U.S. securities regulators said Friday they are formally investigating U.S. poker champion Doyle Brunson's unsolicited $700 million offer in July to buy gaming entertainment group WPT Enterprises Inc.
News of the unsolicited bid, which was nearly double the company's market value, sent WPT's stock price soaring more than 50 percent in one day to an intraday high of $29.50.
The price then rapidly fell after the company said it was not able to reach Brunson or his attorneys for further information on the bid, according to the Securities and Exchange Commission. The offer later expired.
WPT, which owns the popular World Poker Tour television show, was unchanged at $6.23 per share on the Nasdaq Friday.
The SEC also said Friday that it filed an action in Fort Worth, Texas, federal district court to enforce subpoenas issued to attorneys David Chesnoff and Chaka Henry, whose Las Vegas firm Goodman & Chesnoff PC represented Brunson in his unsolicited offer.
Soon after delivering Brunson's offer, the firm withdrew from the matter. Chesnoff said he did not have a comment, and a call to Henry was not immediately returned.
Brunson's attorney, Alan Isaacman, said: "We're confident that after the investigation it will be seen that the offer was a sincere offer and that there were no laws violated."

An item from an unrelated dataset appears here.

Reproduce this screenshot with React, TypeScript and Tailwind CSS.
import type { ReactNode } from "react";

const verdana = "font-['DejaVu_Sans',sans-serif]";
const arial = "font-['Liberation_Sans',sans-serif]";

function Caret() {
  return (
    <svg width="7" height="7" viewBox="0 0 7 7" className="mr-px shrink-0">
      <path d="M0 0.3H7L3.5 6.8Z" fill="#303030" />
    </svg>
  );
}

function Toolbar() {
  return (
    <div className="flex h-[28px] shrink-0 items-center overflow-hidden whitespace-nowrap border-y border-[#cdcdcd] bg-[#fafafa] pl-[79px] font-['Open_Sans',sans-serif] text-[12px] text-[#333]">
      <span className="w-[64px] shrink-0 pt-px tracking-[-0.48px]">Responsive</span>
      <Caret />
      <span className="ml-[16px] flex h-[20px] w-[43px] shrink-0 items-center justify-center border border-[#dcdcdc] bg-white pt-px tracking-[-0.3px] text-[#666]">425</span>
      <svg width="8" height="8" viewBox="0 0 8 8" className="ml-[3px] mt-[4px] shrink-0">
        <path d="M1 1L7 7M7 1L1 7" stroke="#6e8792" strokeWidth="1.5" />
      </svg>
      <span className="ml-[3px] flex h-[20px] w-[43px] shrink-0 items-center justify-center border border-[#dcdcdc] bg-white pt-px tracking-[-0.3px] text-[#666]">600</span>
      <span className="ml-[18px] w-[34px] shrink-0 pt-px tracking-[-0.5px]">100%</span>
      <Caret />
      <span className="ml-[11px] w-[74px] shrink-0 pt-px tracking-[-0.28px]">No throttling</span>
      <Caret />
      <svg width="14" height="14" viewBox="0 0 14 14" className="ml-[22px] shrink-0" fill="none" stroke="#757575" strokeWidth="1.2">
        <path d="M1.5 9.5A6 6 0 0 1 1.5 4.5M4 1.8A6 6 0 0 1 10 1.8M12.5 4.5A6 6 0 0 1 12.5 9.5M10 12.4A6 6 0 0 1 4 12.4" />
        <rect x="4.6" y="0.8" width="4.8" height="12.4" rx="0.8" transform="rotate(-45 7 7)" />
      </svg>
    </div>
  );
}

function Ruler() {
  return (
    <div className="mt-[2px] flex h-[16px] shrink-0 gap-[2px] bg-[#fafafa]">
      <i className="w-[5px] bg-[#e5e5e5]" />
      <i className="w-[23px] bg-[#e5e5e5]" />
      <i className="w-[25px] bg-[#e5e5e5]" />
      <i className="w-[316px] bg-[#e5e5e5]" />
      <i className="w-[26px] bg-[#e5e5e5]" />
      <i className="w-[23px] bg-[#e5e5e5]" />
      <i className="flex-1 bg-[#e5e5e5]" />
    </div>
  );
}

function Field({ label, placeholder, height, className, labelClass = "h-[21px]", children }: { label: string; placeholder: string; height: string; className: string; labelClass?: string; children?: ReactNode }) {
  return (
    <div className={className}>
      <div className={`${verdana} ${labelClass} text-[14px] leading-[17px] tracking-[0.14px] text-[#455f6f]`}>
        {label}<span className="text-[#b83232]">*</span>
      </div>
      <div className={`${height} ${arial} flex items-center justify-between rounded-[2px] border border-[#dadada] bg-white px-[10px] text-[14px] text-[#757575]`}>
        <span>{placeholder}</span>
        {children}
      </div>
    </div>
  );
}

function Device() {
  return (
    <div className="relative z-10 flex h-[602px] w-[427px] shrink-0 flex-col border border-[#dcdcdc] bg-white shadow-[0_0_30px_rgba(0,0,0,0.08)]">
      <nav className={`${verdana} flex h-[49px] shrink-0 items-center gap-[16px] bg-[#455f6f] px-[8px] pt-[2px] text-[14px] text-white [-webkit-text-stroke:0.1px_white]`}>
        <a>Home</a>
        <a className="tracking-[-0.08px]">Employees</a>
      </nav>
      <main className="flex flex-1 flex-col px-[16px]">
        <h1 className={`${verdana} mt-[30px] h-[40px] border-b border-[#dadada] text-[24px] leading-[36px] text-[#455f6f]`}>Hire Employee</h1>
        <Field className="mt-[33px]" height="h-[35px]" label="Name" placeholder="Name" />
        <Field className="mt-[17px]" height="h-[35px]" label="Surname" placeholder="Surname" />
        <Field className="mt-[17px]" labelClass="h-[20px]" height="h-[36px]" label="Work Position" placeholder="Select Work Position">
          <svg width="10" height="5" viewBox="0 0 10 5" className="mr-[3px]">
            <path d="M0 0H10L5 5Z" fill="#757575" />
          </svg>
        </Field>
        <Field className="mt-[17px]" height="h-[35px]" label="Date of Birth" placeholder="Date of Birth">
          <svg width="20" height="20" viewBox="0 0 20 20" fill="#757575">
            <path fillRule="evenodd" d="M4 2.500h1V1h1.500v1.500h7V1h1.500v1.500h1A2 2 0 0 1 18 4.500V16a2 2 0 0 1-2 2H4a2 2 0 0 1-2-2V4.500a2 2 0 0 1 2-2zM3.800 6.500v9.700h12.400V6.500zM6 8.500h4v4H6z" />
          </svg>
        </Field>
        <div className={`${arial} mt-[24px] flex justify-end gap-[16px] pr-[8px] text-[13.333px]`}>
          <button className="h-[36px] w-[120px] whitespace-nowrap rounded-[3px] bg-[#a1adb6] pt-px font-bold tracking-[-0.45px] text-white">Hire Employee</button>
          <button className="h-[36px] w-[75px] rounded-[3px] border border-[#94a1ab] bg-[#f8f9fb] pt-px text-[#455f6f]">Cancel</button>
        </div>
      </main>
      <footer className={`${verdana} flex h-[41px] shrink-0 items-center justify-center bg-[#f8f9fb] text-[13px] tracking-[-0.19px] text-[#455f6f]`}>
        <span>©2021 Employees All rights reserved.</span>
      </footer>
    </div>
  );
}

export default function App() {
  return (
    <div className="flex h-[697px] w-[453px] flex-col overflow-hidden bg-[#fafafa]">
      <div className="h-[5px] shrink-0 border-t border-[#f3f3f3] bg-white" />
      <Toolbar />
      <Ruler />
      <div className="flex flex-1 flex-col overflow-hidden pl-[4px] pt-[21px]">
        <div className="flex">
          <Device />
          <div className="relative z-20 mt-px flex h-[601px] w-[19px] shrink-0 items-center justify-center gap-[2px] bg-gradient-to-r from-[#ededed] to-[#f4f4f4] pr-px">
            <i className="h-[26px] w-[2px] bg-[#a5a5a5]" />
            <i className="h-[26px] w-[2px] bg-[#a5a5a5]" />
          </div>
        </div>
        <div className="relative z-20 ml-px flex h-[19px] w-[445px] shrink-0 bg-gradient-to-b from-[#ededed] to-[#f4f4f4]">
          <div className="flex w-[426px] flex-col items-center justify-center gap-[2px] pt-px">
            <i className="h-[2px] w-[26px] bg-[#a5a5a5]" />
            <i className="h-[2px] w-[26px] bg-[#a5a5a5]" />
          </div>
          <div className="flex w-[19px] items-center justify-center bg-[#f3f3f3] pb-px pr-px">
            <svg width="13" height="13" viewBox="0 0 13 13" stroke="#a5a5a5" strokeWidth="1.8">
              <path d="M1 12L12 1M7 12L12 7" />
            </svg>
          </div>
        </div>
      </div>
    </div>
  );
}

"We have no comment except that we plan to cooperate with any ongoing investigation," said Todd Steele, chief financial officer of WPT Enterprises.
The SEC said it is investigating whether Brunson's offer and its publication violated anti-fraud laws.
Brunson, who is one of the best-known professional poker players in the United States, has invoked his Fifth Amendment right against self-incrimination and declined to testify in the investigation, the SEC said.
The agency said Brunson directed the two attorneys to withhold certain documents and not to testify on critical aspects of the offer, under the attorney-client privilege and work product doctrine, which generally protects materials prepared by a lawyer in anticipation of litigation.
The SEC's subpoena enforcement action seeks to compel Chesnoff and Henry to testify and provide the requested documents.